As one of the protagonists of her novel, Professor Adler, reflects, in the sleepless hours before his return, ‘… from all directions of the compass they had come, seeking their fortune – Czech and Pole and Croat, Magyar and Italian, and Jew of course, to mix and feed and enrich this German city, which through them became unique and truly imperial’. Elisabeth’s memories were of a polyglot upbringing in a polyglot city. And her writing was born from an ease with different languages. She could choose which language to write in, as much as read in:
I was born and lived in Vienna, so German was the language which surrounded me, the Austrian kind of German with its soft and sometimes raucous vowels and muted consonants, a speech that could be coarse but never cutting, but the literate language nevertheless. It was for me as I grew up, the language of Goethe and Schiller, later of Rilke and Thomas Mann, of Kant and Schopenhauer and the language in which Reinhardt’s plays were produced. But it was not the language of my small, immediate and intimate world as a child. That was English.
Like many of her generation she was captivated by the lyric poetry of Rilke, the great and radical poet of the day. In his poetry Rilke combined directness of expression with intense sensuousness. His poems are full of epiphanies, moments when things come alive. Elisabeth was introduced to Rilke by an uncle and started a correspondence of great significance to her, sending poems to be critiqued and receiving long and involving replies, often accompanied by copies of the poems he was writing. When you look at the collected letters of Rilke, you realise that many of his correspondents were young, poetic and titled. Elisabeth fitted this demographic. But this cache of letters, taken with her on all her lifetime of travels from Vienna to Paris to Switzerland and then into her new life in England, was intensely symbolic for her. It was a benediction for her as a writer from a writer.

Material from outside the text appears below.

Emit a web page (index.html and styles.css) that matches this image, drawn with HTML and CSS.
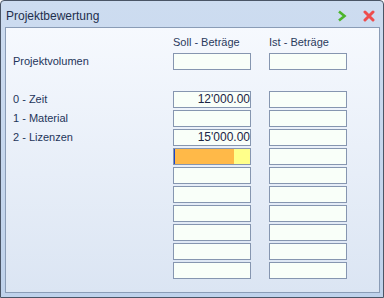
FILE: index.html
```html
<!DOCTYPE html>
<html>
<head>
<title>Projektbewertung</title>
<link rel="stylesheet" href="styles.css">
</head>
<body>

<div class="window">
  <div class="titlebar">
    <span class="title">Projektbewertung</span>
    <span class="buttons">
      <svg class="btn" width="12" height="12" viewBox="0 0 12 12">
        <path d="M3 1.5 L8.5 6 L3 10.5" fill="none" stroke="#4cb52c" stroke-width="2.6" stroke-linejoin="miter"/>
      </svg>
      <svg class="btn" width="12" height="12" viewBox="0 0 12 12">
        <path d="M2 2 L10 10 M10 2 L2 10" stroke="#ee4d4d" stroke-width="3" stroke-linecap="round"/>
      </svg>
    </span>
  </div>

  <div class="panel">
    <div class="grid">
      <div></div>
      <div class="head">Soll - Beträge</div>
      <div class="head">Ist - Beträge</div>

      <div class="label">Projektvolumen</div>
      <div class="field"></div>
      <div class="field"></div>

      <div></div><div></div><div></div>

      <div class="label">0 - Zeit</div>
      <div class="field">12'000.00</div>
      <div class="field"></div>

      <div class="label">1 - Material</div>
      <div class="field"></div>
      <div class="field"></div>

      <div class="label">2 - Lizenzen</div>
      <div class="field">15'000.00</div>
      <div class="field"></div>

      <div></div>
      <div class="field active"><span class="caret"></span><span class="fill" style="width: 77%"></span></div>
      <div class="field"></div>

      <div></div><div class="field"></div><div class="field"></div>
      <div></div><div class="field"></div><div class="field"></div>
      <div></div><div class="field"></div><div class="field"></div>
      <div></div><div class="field"></div><div class="field"></div>
      <div></div><div class="field"></div><div class="field"></div>
      <div></div><div class="field"></div><div class="field"></div>
    </div>
  </div>
</div>

</body>
</html>
```

FILE: styles.css
```css
body {
  margin: 0;
  font-family: "Liberation Sans", Arial, sans-serif;
  background: #ffffff;
}
.window {
  width: 384px;
  height: 298px;
  box-sizing: border-box;
  border: 1px solid #4a5566;
  border-radius: 4px 4px 0 0;
  background: linear-gradient(#cddcf0, #bfd2eb);
  padding: 0 3px 4px 4px;
  display: flex;
  flex-direction: column;
}
.titlebar {
  height: 26px;
  display: flex;
  align-items: center;
  justify-content: space-between;
  padding: 0 0 0 1px;
}
.title {
  font-size: 12px;
  color: #1e2f4d;
  padding-top: 4px;
}
.buttons {
  display: flex;
  gap: 15px;
  padding: 3px 5px 0 0;
}
.btn {
  display: block;
}
.panel {
  flex: 1;
  border: 1px solid #8a9cb6;
  background: linear-gradient(#f6f9fe, #dbe5f3);
  padding: 6px 0 0 7px;
}
.grid {
  display: grid;
  grid-template-columns: 142px 78px 78px;
  grid-auto-rows: 17px;
  column-gap: 18px;
  row-gap: 2px;
}
.head {
  font-size: 11px;
  color: #2a3a5c;
  line-height: 13px;
  padding-top: 2px;
}
.label {
  font-size: 11px;
  color: #1e355a;
  line-height: 17px;
}
.field {
  box-sizing: border-box;
  border: 1px solid #8696b0;
  background: #f9fff9;
  font-size: 12px;
  line-height: 15px;
  color: #1b2444;
  text-align: right;
  white-space: nowrap;
  overflow: hidden;
}
.field.active {
  background: #ffff8a;
  display: flex;
  text-align: left;
}
.caret {
  width: 1px;
  background: #1b45c8;
}
.fill {
  background: #ffb948;
}
```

Her languages gave her an expansiveness across literature that was breathcatching. After her marriage to my grandfather Hendrick de Waal, she learnt Dutch and they wrote poetry for each other in that language. When living in Paris in the 1930s, she wrote for Le Figaro. She wrote book reviews of French novels for the TLS in the 1950s. Her first two novels were written in German, and her last two in English. No wonder I found her bookshelves so bewildering. When I was visiting her, as a student of English literature, conversation would swerve across genres and countries – a haphazard reference to Goethe would invoke the final scene from Faustus, learnt eighty years before. We talked of Rilke and Hugo von Hofmannstahl. And then of Joyce – and she produced her edition of Ulysses, bought from Shakespeare and Co in Paris, with its shimmering azure paper covers. And Proust. She re-read Proust constantly. When I found her single page describing her ‘quintessences of experience’, I felt this could be someone describing Proust.
The Exiles Return is profoundly autobiographical. In the figure of Resi, the beautiful girl lost in the social milieu, there is the glimmer of projection. And in Professor Adler, the academic whose need to return to Vienna is at the heart of the book, and who has to evaluate where he belongs amongst those who stayed, I think there is a strong sense of an alternative life being lived out. There are compelling moments of Elisabeth’s experiences too in the encounter between the character of Kanakis and a lawyer he consults about a property purchase. You can hear the memory of her own later encounters with Austrian lawyers in an attempt to find and restitute the looted family art collections and property, seized at the Anschluss in 1938, in this passage:
Sitting in his office surrounded by recently acquired art, a lawyer reveals a tremor of anxiety. These paintings come from the ‘Art collection of a Baron E.’ – died abroad unfortunately, in England, I believe. After they had recovered what could be traced of his property, his heirs had it all sold at auction; I suppose they had no use for this old-fashioned stuff in their modern homes. I acquired the pictures in the auction rooms, as well as most of the things you see here; all quite openly, publicly and legally, you understand…
Above all the novel is about exile and the heartbreak of returning. This passage describes Adler’s return to Vienna:
Finally, there he was, on the Ring: the massive pile of the Natural History Museum on his right, the ramp of the Parliament building on his left, beyond it the spire of the Town Hall, and in front of him the railings of the Volksgarten and the Burgplatz. There he was, and there it all was; though the once tree-bordered footpaths across the roadway were stripped, treeless, only a few naked trunks still standing. Otherwise it was all there. And suddenly the dislocation of time which had been dizzying him with illusions and delusions snapped into focus, and he was real, everything was real, incontrovertible fate. He was there. Only the trees were not there, and this comparatively trivial sign of destruction, for which he had not been prepared, caused him incommensurate grief. Hurriedly he crossed the road, entered the park gates, sat down on a bench in a deserted avenue and wept.
This is a novel written by a truly ambitious writer. It has moments of great vividness and great tenderness within it. In its depiction of what it might mean to return from exile, it also reflects the life of a woman of considerable courage. Elisabeth, a Jewish academic, returned to Vienna weeks after the Anschluss in 1938 in order to save her parents in their moment of greatest need. She managed to get her father to England in 1939. And she returned immediately after the war to find out what had happened to her family. She fought for a decade to get justice for the wrongs that had been done, battling the intransigence, hostility and derision of the authorities in Vienna. And she did this without losing her extraordinary ability to live fully in the present and not be held hostage by the experience of exile.
Bringing this novel into print, so many decades after the events it alludes to, is a wonderful celebration of someone who read and wrote and lived with such fortitude.